Min/max SIMDization support.
Rationale:
The more vectorized, the better!
Test: test-art-target, test-art-host
Change-Id: I758becca5beaa5b97fab2ab70f2e00cb53458703
diff --git a/compiler/optimizing/code_generator_vector_x86.cc b/compiler/optimizing/code_generator_vector_x86.cc
index 5bb19c1..14782d7 100644
--- a/compiler/optimizing/code_generator_vector_x86.cc
+++ b/compiler/optimizing/code_generator_vector_x86.cc
@@ -483,7 +483,51 @@
}
void InstructionCodeGeneratorX86::VisitVecMin(HVecMin* instruction) {
- LOG(FATAL) << "No SIMD for " << instruction->GetId();
+ LocationSummary* locations = instruction->GetLocations();
+ DCHECK(locations->InAt(0).Equals(locations->Out()));
+ XmmRegister src = locations->InAt(1).AsFpuRegister<XmmRegister>();
+ XmmRegister dst = locations->Out().AsFpuRegister<XmmRegister>();
+ switch (instruction->GetPackedType()) {
+ case Primitive::kPrimByte:
+ DCHECK_EQ(16u, instruction->GetVectorLength());
+ if (instruction->IsUnsigned()) {
+ __ pminub(dst, src);
+ } else {
+ __ pminsb(dst, src);
+ }
+ break;
+ case Primitive::kPrimChar:
+ case Primitive::kPrimShort:
+ DCHECK_EQ(8u, instruction->GetVectorLength());
+ if (instruction->IsUnsigned()) {
+ __ pminuw(dst, src);
+ } else {
+ __ pminsw(dst, src);
+ }
+ break;
+ case Primitive::kPrimInt:
+ DCHECK_EQ(4u, instruction->GetVectorLength());
+ if (instruction->IsUnsigned()) {
+ __ pminud(dst, src);
+ } else {
+ __ pminsd(dst, src);
+ }
+ break;
+ // Next cases are sloppy wrt 0.0 vs -0.0.

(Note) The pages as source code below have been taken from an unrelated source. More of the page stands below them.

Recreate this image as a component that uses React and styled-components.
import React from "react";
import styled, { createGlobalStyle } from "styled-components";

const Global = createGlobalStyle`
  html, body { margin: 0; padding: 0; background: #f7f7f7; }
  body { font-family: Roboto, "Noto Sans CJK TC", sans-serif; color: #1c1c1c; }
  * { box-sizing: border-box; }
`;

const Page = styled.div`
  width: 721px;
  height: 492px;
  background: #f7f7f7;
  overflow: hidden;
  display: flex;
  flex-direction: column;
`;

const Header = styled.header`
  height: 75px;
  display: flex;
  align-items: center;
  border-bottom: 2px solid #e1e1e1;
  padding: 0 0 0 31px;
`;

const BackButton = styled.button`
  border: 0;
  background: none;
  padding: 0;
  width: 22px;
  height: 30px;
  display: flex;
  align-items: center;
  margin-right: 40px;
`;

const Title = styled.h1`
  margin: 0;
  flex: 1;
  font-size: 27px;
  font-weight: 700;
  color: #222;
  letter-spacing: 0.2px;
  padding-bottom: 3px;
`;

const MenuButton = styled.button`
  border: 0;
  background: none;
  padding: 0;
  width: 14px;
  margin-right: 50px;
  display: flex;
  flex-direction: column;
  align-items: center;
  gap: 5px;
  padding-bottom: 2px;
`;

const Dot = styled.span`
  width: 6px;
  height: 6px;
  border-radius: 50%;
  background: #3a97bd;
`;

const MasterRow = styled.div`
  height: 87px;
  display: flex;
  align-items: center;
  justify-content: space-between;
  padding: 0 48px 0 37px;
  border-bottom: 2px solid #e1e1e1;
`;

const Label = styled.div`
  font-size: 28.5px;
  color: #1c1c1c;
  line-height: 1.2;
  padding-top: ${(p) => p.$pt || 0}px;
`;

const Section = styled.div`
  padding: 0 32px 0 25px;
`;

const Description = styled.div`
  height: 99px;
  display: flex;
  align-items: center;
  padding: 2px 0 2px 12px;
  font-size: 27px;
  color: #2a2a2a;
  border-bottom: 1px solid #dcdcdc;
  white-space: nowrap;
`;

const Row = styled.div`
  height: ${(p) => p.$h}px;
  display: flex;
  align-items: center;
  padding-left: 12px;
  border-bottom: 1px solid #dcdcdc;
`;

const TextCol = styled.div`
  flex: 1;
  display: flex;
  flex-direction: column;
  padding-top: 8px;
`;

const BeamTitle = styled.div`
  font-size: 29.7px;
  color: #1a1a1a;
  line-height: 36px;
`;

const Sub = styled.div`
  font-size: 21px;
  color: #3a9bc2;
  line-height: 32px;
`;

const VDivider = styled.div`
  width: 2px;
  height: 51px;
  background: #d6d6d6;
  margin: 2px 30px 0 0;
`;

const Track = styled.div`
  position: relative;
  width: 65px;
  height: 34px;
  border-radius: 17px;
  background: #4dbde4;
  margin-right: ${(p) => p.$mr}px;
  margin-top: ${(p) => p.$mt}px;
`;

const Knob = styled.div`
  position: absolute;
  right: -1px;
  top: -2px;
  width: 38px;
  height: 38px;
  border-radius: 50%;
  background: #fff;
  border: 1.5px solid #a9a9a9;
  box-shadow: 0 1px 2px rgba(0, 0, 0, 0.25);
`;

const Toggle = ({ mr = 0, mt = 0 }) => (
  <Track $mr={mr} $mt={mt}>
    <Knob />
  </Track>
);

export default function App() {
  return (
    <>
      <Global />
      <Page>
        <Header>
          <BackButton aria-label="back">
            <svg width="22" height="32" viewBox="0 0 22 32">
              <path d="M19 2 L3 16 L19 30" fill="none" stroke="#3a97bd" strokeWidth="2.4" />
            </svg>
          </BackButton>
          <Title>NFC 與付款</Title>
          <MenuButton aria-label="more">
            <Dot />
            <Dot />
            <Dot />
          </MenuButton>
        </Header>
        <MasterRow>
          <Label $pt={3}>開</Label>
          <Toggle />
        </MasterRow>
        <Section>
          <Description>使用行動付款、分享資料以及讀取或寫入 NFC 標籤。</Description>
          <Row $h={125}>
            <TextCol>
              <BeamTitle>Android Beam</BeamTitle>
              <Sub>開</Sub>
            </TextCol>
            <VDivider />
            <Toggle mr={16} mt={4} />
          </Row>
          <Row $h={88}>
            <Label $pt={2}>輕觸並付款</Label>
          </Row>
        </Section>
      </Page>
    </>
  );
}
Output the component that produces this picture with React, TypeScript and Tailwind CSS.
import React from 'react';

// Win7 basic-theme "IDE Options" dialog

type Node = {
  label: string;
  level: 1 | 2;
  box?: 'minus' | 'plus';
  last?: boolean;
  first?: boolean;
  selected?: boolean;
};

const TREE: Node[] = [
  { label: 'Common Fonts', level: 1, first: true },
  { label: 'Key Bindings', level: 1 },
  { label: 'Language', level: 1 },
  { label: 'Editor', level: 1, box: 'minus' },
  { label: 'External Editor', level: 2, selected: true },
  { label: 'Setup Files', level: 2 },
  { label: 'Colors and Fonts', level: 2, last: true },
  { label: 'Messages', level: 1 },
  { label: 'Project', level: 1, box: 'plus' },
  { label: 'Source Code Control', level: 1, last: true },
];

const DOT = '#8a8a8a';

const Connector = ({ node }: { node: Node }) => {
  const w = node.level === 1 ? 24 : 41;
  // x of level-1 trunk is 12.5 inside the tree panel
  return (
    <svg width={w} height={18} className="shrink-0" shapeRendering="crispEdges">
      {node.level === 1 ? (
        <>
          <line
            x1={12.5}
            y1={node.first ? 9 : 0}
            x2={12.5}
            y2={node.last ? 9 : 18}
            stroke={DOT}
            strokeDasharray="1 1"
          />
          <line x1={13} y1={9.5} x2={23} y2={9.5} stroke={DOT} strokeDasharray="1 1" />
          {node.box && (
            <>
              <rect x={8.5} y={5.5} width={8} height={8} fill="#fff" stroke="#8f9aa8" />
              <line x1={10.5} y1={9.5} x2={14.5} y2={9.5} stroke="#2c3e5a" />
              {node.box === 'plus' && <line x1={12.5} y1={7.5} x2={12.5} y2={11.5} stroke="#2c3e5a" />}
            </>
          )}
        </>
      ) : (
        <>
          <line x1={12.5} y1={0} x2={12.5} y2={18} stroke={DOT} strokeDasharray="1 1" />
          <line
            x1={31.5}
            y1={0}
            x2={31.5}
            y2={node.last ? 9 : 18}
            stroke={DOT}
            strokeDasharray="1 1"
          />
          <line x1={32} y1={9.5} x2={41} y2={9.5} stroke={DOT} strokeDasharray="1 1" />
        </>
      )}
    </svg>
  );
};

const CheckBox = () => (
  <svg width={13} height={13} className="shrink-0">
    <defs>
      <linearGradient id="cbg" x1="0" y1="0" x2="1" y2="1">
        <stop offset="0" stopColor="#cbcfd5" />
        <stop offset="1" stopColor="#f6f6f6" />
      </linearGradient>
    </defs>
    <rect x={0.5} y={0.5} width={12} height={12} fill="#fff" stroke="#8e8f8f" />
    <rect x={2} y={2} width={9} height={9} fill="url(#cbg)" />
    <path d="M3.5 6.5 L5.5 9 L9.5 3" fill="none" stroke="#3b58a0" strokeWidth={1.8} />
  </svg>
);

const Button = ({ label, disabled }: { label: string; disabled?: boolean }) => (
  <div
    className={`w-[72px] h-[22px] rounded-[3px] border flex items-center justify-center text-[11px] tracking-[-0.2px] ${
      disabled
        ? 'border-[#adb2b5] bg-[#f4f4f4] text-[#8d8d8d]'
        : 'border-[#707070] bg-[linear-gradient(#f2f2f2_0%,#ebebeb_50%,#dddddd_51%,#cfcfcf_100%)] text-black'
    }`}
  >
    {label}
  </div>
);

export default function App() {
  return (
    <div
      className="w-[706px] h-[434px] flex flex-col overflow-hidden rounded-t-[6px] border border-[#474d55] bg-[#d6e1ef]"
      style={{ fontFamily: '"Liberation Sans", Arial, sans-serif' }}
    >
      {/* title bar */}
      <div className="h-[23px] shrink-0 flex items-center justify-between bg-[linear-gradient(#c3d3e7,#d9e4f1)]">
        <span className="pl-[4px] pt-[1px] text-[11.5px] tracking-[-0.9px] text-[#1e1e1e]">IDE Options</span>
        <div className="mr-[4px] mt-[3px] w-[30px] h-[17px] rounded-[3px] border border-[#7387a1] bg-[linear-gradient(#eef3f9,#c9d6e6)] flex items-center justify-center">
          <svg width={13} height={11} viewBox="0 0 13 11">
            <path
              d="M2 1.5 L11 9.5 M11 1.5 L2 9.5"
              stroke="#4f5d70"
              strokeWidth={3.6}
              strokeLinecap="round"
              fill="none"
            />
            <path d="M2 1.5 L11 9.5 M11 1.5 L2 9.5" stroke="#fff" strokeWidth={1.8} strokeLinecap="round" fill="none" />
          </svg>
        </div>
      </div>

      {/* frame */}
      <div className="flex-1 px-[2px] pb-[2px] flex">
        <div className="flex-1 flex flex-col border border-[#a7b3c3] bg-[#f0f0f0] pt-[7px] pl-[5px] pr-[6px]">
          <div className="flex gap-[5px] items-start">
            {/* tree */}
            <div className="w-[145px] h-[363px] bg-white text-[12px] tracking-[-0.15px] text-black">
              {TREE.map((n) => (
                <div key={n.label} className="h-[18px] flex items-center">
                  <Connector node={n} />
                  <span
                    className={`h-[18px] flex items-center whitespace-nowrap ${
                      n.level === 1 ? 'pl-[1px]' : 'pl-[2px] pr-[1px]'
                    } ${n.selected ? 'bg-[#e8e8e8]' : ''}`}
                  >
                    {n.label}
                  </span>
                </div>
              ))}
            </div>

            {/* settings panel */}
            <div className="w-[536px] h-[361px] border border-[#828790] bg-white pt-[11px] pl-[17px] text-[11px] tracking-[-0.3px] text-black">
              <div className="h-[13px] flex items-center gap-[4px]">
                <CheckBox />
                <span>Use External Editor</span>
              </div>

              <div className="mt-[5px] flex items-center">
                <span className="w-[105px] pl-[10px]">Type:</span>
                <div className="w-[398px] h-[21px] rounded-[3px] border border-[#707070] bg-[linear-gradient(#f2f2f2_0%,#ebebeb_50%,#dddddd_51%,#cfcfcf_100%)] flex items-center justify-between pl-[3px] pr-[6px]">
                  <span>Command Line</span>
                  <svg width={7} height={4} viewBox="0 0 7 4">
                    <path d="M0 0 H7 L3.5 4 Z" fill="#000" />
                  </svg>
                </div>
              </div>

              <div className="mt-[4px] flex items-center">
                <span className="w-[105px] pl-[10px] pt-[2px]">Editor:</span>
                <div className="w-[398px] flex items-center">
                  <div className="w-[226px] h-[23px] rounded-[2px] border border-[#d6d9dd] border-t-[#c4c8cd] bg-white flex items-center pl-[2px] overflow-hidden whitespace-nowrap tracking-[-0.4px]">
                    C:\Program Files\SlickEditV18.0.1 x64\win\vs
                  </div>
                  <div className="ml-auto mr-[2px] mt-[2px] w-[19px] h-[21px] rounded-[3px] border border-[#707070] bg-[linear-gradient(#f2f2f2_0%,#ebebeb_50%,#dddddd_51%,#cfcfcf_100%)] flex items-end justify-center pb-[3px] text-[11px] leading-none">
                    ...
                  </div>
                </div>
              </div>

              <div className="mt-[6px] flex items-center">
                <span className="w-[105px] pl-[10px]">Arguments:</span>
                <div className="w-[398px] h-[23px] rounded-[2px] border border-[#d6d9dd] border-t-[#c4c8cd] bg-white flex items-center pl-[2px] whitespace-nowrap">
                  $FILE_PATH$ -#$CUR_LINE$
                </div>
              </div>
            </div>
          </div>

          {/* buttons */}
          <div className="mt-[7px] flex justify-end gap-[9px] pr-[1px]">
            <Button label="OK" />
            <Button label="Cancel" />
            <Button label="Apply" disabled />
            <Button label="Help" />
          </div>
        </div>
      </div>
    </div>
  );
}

+ case Primitive::kPrimFloat:
+ DCHECK_EQ(4u, instruction->GetVectorLength());
+ DCHECK(!instruction->IsUnsigned());
+ __ minps(dst, src);
+ break;
+ case Primitive::kPrimDouble:
+ DCHECK_EQ(2u, instruction->GetVectorLength());
+ DCHECK(!instruction->IsUnsigned());
+ __ minpd(dst, src);
+ break;
+ default:
+ LOG(FATAL) << "Unsupported SIMD type";
+ UNREACHABLE();
+ }
}
void LocationsBuilderX86::VisitVecMax(HVecMax* instruction) {
@@ -491,7 +535,51 @@
}
void InstructionCodeGeneratorX86::VisitVecMax(HVecMax* instruction) {
- LOG(FATAL) << "No SIMD for " << instruction->GetId();
+ LocationSummary* locations = instruction->GetLocations();
+ DCHECK(locations->InAt(0).Equals(locations->Out()));
+ XmmRegister src = locations->InAt(1).AsFpuRegister<XmmRegister>();
+ XmmRegister dst = locations->Out().AsFpuRegister<XmmRegister>();
+ switch (instruction->GetPackedType()) {
+ case Primitive::kPrimByte:
+ DCHECK_EQ(16u, instruction->GetVectorLength());
+ if (instruction->IsUnsigned()) {
+ __ pmaxub(dst, src);
+ } else {
+ __ pmaxsb(dst, src);
+ }
+ break;
+ case Primitive::kPrimChar:
+ case Primitive::kPrimShort:
+ DCHECK_EQ(8u, instruction->GetVectorLength());
+ if (instruction->IsUnsigned()) {
+ __ pmaxuw(dst, src);
+ } else {
+ __ pmaxsw(dst, src);
+ }
+ break;
+ case Primitive::kPrimInt:
+ DCHECK_EQ(4u, instruction->GetVectorLength());
+ if (instruction->IsUnsigned()) {
+ __ pmaxud(dst, src);
+ } else {
+ __ pmaxsd(dst, src);
+ }
+ break;
+ // Next cases are sloppy wrt 0.0 vs -0.0.
+ case Primitive::kPrimFloat:
+ DCHECK_EQ(4u, instruction->GetVectorLength());
+ DCHECK(!instruction->IsUnsigned());
+ __ maxps(dst, src);
+ break;
+ case Primitive::kPrimDouble:
+ DCHECK_EQ(2u, instruction->GetVectorLength());
+ DCHECK(!instruction->IsUnsigned());
+ __ maxpd(dst, src);
+ break;
+ default:
+ LOG(FATAL) << "Unsupported SIMD type";
+ UNREACHABLE();
+ }
}
void LocationsBuilderX86::VisitVecAnd(HVecAnd* instruction) {